[start Record extracts]

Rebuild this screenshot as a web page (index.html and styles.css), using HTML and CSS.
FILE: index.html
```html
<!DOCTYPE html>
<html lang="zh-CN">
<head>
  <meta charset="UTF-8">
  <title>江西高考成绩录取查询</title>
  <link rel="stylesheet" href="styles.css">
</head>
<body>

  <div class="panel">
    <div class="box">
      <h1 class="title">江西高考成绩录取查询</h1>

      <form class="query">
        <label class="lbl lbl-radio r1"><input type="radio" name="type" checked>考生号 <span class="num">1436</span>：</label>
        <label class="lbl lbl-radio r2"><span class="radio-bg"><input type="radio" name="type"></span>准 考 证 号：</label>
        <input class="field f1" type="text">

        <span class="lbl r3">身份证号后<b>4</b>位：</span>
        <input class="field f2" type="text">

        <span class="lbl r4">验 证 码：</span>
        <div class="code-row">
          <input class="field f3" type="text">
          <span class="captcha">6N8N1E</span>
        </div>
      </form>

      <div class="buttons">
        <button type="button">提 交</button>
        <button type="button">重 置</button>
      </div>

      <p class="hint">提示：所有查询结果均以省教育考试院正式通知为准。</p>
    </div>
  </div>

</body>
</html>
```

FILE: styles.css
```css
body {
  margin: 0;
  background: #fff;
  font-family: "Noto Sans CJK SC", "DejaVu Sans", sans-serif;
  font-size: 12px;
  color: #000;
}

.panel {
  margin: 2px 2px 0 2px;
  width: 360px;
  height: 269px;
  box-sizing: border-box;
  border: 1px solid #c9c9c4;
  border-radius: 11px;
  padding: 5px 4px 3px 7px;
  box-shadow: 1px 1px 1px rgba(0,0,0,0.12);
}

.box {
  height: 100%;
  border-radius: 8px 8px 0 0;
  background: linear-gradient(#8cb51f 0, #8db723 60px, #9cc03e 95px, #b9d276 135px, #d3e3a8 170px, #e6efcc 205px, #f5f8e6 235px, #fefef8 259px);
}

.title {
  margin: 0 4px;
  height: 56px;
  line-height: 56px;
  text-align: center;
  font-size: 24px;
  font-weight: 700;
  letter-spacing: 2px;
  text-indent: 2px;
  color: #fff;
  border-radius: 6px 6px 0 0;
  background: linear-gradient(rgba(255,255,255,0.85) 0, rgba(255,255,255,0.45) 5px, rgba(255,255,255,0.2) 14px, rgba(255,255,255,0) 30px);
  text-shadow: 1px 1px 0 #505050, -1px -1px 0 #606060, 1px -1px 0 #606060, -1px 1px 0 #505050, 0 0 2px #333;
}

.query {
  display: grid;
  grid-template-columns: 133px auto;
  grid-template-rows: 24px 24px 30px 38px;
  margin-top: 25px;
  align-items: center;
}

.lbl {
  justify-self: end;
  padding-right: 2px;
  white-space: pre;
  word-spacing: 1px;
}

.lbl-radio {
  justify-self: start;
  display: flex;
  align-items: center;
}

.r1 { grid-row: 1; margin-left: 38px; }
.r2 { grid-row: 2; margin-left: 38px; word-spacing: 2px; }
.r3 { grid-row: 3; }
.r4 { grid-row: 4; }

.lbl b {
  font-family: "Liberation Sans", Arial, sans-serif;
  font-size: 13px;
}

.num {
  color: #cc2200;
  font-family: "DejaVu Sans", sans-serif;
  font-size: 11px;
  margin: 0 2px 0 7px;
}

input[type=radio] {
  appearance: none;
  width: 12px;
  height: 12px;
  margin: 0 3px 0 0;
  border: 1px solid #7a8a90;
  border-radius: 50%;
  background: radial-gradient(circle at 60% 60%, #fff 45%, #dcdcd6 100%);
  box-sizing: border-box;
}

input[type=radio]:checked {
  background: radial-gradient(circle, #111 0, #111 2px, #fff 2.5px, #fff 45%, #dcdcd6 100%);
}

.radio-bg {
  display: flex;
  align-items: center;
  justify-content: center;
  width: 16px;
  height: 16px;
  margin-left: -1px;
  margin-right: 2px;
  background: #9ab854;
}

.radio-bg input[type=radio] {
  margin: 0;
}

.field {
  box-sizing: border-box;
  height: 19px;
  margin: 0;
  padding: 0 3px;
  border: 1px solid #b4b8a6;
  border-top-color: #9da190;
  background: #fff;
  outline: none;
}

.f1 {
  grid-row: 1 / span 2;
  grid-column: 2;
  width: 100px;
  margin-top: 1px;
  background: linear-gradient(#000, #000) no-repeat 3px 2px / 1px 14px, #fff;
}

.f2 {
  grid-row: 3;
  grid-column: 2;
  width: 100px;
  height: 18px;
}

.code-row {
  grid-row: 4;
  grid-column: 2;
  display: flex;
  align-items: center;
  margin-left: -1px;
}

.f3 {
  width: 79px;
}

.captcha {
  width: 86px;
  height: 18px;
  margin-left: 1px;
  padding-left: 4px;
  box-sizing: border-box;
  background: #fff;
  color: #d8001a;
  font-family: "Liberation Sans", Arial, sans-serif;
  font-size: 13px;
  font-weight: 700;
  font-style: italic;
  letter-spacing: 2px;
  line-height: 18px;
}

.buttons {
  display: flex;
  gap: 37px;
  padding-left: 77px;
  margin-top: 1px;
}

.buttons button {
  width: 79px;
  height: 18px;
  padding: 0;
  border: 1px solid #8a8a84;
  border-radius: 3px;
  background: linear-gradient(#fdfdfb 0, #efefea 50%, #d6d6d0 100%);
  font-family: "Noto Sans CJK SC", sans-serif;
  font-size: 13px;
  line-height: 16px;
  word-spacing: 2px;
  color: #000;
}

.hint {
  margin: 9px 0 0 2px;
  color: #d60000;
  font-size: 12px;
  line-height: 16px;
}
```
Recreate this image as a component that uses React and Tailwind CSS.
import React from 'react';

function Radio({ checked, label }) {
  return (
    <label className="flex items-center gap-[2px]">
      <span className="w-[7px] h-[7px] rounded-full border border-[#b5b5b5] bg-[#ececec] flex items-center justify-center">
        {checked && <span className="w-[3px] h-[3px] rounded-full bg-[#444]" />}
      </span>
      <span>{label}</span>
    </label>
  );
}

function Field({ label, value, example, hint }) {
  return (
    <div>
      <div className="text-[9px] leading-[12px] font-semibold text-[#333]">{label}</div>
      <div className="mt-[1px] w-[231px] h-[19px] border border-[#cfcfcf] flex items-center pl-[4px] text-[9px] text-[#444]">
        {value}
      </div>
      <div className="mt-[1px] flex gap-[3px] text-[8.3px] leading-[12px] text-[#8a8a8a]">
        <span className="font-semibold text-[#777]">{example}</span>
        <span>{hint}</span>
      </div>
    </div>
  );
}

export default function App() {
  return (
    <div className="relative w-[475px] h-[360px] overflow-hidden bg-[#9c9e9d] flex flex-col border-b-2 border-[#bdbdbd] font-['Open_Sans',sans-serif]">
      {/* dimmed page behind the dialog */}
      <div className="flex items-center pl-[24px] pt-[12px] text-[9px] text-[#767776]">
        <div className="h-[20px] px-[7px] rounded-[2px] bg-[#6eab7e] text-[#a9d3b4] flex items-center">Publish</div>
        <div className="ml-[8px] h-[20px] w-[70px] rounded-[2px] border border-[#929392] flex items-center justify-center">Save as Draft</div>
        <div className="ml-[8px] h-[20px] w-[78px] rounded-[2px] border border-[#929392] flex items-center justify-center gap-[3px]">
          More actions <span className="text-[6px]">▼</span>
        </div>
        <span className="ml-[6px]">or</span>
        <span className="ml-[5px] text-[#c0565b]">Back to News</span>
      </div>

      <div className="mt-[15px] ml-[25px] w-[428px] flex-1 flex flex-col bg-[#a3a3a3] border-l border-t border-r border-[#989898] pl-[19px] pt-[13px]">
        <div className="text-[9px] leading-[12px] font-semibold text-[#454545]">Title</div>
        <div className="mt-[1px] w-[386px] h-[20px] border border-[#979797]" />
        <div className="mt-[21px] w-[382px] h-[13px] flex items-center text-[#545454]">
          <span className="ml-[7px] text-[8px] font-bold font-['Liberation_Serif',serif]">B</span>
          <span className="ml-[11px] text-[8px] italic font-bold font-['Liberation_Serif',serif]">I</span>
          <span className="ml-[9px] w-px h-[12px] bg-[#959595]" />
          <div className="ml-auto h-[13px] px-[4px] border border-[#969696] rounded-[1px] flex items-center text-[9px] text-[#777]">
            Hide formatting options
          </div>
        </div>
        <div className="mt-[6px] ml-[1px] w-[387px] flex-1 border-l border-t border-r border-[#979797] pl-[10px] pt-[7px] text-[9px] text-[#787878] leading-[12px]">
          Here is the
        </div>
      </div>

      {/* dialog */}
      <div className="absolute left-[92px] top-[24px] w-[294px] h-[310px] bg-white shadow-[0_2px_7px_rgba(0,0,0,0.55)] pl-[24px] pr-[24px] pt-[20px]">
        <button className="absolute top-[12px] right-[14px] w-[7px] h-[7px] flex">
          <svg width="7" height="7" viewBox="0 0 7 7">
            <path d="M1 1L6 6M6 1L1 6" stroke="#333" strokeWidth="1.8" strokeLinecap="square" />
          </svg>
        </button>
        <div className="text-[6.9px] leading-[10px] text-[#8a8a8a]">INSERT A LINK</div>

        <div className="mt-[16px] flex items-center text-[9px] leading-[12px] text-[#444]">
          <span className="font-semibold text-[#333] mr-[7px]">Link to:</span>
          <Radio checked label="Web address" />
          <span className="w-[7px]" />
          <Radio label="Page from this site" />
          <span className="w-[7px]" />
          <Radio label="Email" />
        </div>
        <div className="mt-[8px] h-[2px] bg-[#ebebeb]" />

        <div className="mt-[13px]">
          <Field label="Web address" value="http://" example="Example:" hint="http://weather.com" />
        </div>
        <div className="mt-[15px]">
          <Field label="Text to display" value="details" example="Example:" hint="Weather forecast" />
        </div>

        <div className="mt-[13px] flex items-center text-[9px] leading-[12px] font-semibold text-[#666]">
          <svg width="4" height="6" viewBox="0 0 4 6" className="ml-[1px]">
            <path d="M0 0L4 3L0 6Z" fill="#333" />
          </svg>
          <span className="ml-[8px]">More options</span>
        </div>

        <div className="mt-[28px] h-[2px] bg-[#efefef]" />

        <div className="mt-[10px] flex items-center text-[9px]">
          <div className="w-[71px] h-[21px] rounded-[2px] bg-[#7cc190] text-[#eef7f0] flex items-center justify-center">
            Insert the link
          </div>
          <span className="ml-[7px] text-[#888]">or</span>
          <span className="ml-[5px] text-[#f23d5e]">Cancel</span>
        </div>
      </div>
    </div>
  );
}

[end Record extracts]
[start Record extracts]

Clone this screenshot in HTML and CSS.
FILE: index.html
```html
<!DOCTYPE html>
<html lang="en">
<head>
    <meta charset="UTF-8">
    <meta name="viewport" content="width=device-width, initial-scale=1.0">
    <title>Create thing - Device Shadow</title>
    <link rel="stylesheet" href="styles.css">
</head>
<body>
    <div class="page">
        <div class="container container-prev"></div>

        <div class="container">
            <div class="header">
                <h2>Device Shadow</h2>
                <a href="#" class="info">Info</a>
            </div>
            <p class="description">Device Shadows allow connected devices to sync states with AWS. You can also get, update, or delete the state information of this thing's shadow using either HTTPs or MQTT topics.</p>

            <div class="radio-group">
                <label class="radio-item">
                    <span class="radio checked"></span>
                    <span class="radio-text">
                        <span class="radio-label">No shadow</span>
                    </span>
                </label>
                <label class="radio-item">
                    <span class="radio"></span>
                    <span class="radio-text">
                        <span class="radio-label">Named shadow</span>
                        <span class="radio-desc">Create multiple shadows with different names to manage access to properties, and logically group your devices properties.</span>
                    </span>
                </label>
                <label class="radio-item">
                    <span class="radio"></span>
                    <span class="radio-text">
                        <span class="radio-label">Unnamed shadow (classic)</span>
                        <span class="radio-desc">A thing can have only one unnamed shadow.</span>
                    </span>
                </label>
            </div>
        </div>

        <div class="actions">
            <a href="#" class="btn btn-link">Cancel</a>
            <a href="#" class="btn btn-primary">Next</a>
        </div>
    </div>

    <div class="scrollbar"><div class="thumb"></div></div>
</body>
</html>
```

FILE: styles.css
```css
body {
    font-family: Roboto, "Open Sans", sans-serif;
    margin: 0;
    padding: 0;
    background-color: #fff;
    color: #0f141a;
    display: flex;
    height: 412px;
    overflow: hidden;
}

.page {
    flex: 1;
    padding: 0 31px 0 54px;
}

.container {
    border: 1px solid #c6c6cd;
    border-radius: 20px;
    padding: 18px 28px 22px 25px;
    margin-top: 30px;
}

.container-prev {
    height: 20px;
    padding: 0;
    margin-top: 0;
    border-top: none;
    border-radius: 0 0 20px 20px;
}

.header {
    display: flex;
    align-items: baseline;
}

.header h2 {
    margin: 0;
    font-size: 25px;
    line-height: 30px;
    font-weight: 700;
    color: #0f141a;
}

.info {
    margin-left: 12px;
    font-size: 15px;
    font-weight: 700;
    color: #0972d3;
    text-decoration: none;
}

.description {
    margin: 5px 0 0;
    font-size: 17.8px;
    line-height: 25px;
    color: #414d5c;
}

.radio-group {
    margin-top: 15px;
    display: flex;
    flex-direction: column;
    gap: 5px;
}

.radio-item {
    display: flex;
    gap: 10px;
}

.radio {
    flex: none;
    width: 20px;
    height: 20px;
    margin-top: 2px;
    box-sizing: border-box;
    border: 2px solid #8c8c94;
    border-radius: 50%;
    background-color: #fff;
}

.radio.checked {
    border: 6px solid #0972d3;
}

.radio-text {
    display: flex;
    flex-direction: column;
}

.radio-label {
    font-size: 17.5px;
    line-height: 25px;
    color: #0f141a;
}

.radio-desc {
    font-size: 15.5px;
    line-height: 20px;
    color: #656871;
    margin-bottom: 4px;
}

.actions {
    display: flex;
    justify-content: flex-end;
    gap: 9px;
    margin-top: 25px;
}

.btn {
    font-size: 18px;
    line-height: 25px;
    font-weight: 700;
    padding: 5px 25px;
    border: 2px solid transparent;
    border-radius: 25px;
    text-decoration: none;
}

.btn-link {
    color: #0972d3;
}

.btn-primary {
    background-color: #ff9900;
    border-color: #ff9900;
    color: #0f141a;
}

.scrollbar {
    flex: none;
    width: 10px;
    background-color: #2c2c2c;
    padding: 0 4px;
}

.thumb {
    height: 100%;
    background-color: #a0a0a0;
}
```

[end Record extracts]
[start Record extracts]

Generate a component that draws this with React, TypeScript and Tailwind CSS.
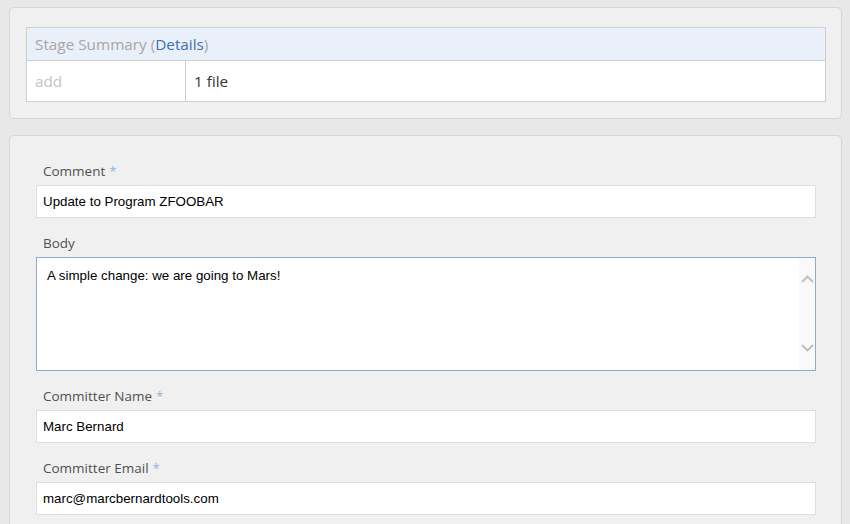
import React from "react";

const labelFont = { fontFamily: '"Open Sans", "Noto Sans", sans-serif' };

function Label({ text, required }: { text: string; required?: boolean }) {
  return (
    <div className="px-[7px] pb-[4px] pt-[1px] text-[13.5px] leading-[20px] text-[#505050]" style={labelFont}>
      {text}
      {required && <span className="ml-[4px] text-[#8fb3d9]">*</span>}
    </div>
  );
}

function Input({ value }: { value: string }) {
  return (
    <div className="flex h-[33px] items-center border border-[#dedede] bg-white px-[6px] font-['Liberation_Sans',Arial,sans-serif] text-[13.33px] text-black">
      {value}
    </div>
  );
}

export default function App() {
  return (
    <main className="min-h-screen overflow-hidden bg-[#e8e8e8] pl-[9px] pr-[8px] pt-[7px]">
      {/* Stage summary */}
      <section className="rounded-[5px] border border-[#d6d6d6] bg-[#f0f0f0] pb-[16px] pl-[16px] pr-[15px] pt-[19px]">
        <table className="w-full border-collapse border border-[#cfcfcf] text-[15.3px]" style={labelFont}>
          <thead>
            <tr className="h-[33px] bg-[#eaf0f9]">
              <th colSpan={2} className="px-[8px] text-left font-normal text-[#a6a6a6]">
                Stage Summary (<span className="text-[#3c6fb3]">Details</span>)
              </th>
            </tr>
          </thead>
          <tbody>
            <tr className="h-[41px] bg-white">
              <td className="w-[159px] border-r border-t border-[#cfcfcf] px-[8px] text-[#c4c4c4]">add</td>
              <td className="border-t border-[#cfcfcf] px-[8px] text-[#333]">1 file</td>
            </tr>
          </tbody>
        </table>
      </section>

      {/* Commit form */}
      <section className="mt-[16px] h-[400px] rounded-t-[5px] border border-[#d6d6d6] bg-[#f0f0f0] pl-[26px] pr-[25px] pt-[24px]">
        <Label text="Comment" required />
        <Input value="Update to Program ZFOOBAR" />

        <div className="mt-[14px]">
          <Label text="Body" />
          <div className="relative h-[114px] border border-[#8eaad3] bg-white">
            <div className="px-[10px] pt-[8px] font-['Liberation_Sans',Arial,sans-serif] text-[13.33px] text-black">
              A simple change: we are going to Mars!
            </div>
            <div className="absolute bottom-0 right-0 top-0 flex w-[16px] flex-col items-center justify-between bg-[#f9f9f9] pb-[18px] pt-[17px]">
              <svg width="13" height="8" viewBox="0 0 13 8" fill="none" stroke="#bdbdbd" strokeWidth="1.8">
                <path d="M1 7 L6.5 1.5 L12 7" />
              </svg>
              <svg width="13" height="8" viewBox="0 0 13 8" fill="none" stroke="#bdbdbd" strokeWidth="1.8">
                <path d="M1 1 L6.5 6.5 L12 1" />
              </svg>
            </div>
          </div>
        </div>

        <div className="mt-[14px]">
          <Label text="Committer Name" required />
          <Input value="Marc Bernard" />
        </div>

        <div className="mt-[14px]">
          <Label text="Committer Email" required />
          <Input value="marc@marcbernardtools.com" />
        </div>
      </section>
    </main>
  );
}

[end Record extracts]

- [Objective] Above are some records. Count the lines among them with the word "this", and answer with the number only.

- [Written solution] 6